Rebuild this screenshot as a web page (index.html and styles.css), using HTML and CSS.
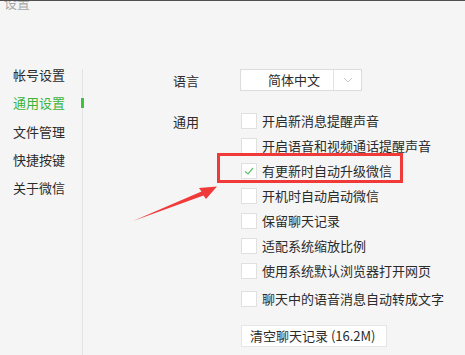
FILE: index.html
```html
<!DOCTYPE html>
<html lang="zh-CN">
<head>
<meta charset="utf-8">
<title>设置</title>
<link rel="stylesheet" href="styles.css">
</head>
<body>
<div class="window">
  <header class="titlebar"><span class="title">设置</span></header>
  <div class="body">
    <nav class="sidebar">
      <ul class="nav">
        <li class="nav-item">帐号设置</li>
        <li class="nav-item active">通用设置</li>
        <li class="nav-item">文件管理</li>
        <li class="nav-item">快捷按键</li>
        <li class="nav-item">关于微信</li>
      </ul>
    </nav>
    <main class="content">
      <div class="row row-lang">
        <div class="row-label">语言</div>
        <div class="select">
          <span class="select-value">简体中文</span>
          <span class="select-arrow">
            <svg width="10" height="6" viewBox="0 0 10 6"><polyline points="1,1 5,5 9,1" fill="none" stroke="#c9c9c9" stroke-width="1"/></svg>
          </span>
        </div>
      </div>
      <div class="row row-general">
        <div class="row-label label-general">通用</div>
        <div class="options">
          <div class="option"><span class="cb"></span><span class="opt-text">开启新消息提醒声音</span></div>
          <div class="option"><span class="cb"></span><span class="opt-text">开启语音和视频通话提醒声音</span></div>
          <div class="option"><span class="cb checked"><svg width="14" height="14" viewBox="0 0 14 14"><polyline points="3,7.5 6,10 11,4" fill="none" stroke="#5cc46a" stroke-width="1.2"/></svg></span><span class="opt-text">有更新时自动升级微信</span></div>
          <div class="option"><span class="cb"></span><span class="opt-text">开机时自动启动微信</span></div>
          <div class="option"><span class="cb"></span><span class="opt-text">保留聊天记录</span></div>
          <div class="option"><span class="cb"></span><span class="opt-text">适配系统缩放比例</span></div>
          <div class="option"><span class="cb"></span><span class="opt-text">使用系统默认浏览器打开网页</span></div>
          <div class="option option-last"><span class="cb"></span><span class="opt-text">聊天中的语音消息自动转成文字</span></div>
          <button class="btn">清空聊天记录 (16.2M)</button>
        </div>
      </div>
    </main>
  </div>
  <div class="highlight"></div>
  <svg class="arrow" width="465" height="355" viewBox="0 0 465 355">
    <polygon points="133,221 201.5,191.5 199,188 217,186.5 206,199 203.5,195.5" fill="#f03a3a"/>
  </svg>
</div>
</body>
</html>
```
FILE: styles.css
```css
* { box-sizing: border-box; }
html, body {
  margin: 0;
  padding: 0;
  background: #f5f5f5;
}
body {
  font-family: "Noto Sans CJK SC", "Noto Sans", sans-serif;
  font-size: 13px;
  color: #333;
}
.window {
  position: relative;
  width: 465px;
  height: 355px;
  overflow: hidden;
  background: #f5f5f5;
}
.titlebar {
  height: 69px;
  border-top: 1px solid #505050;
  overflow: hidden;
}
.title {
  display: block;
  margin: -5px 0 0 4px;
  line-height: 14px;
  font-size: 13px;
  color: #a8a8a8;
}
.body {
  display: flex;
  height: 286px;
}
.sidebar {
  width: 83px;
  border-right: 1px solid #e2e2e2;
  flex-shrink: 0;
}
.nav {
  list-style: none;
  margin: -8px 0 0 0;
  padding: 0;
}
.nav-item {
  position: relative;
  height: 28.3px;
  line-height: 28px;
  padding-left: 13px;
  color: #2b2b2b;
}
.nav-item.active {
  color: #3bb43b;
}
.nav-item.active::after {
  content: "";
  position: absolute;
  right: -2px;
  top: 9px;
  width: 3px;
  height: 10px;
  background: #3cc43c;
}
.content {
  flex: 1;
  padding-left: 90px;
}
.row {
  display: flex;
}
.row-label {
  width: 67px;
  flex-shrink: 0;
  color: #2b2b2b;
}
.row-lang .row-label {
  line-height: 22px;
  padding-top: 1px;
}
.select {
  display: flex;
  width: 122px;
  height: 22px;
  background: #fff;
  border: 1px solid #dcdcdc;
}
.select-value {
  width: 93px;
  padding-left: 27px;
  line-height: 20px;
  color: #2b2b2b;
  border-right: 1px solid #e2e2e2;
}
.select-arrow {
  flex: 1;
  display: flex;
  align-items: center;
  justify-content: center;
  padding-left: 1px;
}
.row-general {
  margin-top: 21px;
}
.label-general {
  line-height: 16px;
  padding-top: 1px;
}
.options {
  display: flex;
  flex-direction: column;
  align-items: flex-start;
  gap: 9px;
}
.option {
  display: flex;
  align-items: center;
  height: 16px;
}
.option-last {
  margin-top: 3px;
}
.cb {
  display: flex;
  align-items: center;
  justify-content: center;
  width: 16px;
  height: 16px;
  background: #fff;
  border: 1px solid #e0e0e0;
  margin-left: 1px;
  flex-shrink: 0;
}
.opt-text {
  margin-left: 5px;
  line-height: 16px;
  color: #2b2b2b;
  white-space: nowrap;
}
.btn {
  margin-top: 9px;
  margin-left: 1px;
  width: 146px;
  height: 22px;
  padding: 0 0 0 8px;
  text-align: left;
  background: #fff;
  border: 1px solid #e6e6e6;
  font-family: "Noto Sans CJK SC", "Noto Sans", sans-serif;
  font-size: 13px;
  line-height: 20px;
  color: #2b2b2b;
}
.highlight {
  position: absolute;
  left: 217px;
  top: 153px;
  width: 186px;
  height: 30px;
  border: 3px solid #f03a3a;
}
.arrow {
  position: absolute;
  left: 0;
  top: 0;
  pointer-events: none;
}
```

--------------------------------------------------

Given problem:
Retype the listing exactly. Pictures do not belong in the copy.

Answer to the task:
Rebuild this screenshot as a web page (index.html and styles.css), using HTML and CSS.
FILE: index.html
```html
<!DOCTYPE html>
<html lang="zh-CN">
<head>
<meta charset="utf-8">
<title>设置</title>
<link rel="stylesheet" href="styles.css">
</head>
<body>
<div class="window">
  <header class="titlebar"><span class="title">设置</span></header>
  <div class="body">
    <nav class="sidebar">
      <ul class="nav">
        <li class="nav-item">帐号设置</li>
        <li class="nav-item active">通用设置</li>
        <li class="nav-item">文件管理</li>
        <li class="nav-item">快捷按键</li>
        <li class="nav-item">关于微信</li>
      </ul>
    </nav>
    <main class="content">
      <div class="row row-lang">
        <div class="row-label">语言</div>
        <div class="select">
          <span class="select-value">简体中文</span>
          <span class="select-arrow">
            <svg width="10" height="6" viewBox="0 0 10 6"><polyline points="1,1 5,5 9,1" fill="none" stroke="#c9c9c9" stroke-width="1"/></svg>
          </span>
        </div>
      </div>
      <div class="row row-general">
        <div class="row-label label-general">通用</div>
        <div class="options">
          <div class="option"><span class="cb"></span><span class="opt-text">开启新消息提醒声音</span></div>
          <div class="option"><span class="cb"></span><span class="opt-text">开启语音和视频通话提醒声音</span></div>
          <div class="option"><span class="cb checked"><svg width="14" height="14" viewBox="0 0 14 14"><polyline points="3,7.5 6,10 11,4" fill="none" stroke="#5cc46a" stroke-width="1.2"/></svg></span><span class="opt-text">有更新时自动升级微信</span></div>
          <div class="option"><span class="cb"></span><span class="opt-text">开机时自动启动微信</span></div>
          <div class="option"><span class="cb"></span><span class="opt-text">保留聊天记录</span></div>
          <div class="option"><span class="cb"></span><span class="opt-text">适配系统缩放比例</span></div>
          <div class="option"><span class="cb"></span><span class="opt-text">使用系统默认浏览器打开网页</span></div>
          <div class="option option-last"><span class="cb"></span><span class="opt-text">聊天中的语音消息自动转成文字</span></div>
          <button class="btn">清空聊天记录 (16.2M)</button>
        </div>
      </div>
    </main>
  </div>
  <div class="highlight"></div>
  <svg class="arrow" width="465" height="355" viewBox="0 0 465 355">
    <polygon points="133,221 201.5,191.5 199,188 217,186.5 206,199 203.5,195.5" fill="#f03a3a"/>
  </svg>
</div>
</body>
</html>
```
FILE: styles.css
```css
* { box-sizing: border-box; }
html, body {
  margin: 0;
  padding: 0;
  background: #f5f5f5;
}
body {
  font-family: "Noto Sans CJK SC", "Noto Sans", sans-serif;
  font-size: 13px;
  color: #333;
}
.window {
  position: relative;
  width: 465px;
  height: 355px;
  overflow: hidden;
  background: #f5f5f5;
}
.titlebar {
  height: 69px;
  border-top: 1px solid #505050;
  overflow: hidden;
}
.title {
  display: block;
  margin: -5px 0 0 4px;
  line-height: 14px;
  font-size: 13px;
  color: #a8a8a8;
}
.body {
  display: flex;
  height: 286px;
}
.sidebar {
  width: 83px;
  border-right: 1px solid #e2e2e2;
  flex-shrink: 0;
}
.nav {
  list-style: none;
  margin: -8px 0 0 0;
  padding: 0;
}
.nav-item {
  position: relative;
  height: 28.3px;
  line-height: 28px;
  padding-left: 13px;
  color: #2b2b2b;
}
.nav-item.active {
  color: #3bb43b;
}
.nav-item.active::after {
  content: "";
  position: absolute;
  right: -2px;
  top: 9px;
  width: 3px;
  height: 10px;
  background: #3cc43c;
}
.content {
  flex: 1;
  padding-left: 90px;
}
.row {
  display: flex;
}
.row-label {
  width: 67px;
  flex-shrink: 0;
  color: #2b2b2b;
}
.row-lang .row-label {
  line-height: 22px;
  padding-top: 1px;
}
.select {
  display: flex;
  width: 122px;
  height: 22px;
  background: #fff;
  border: 1px solid #dcdcdc;
}
.select-value {
  width: 93px;
  padding-left: 27px;
  line-height: 20px;
  color: #2b2b2b;
  border-right: 1px solid #e2e2e2;
}
.select-arrow {
  flex: 1;
  display: flex;
  align-items: center;
  justify-content: center;
  padding-left: 1px;
}
.row-general {
  margin-top: 21px;
}
.label-general {
  line-height: 16px;
  padding-top: 1px;
}
.options {
  display: flex;
  flex-direction: column;
  align-items: flex-start;
  gap: 9px;
}
.option {
  display: flex;
  align-items: center;
  height: 16px;
}
.option-last {
  margin-top: 3px;
}
.cb {
  display: flex;
  align-items: center;
  justify-content: center;
  width: 16px;
  height: 16px;
  background: #fff;
  border: 1px solid #e0e0e0;
  margin-left: 1px;
  flex-shrink: 0;
}
.opt-text {
  margin-left: 5px;
  line-height: 16px;
  color: #2b2b2b;
  white-space: nowrap;
}
.btn {
  margin-top: 9px;
  margin-left: 1px;
  width: 146px;
  height: 22px;
  padding: 0 0 0 8px;
  text-align: left;
  background: #fff;
  border: 1px solid #e6e6e6;
  font-family: "Noto Sans CJK SC", "Noto Sans", sans-serif;
  font-size: 13px;
  line-height: 20px;
  color: #2b2b2b;
}
.highlight {
  position: absolute;
  left: 217px;
  top: 153px;
  width: 186px;
  height: 30px;
  border: 3px solid #f03a3a;
}
.arrow {
  position: absolute;
  left: 0;
  top: 0;
  pointer-events: none;
}
```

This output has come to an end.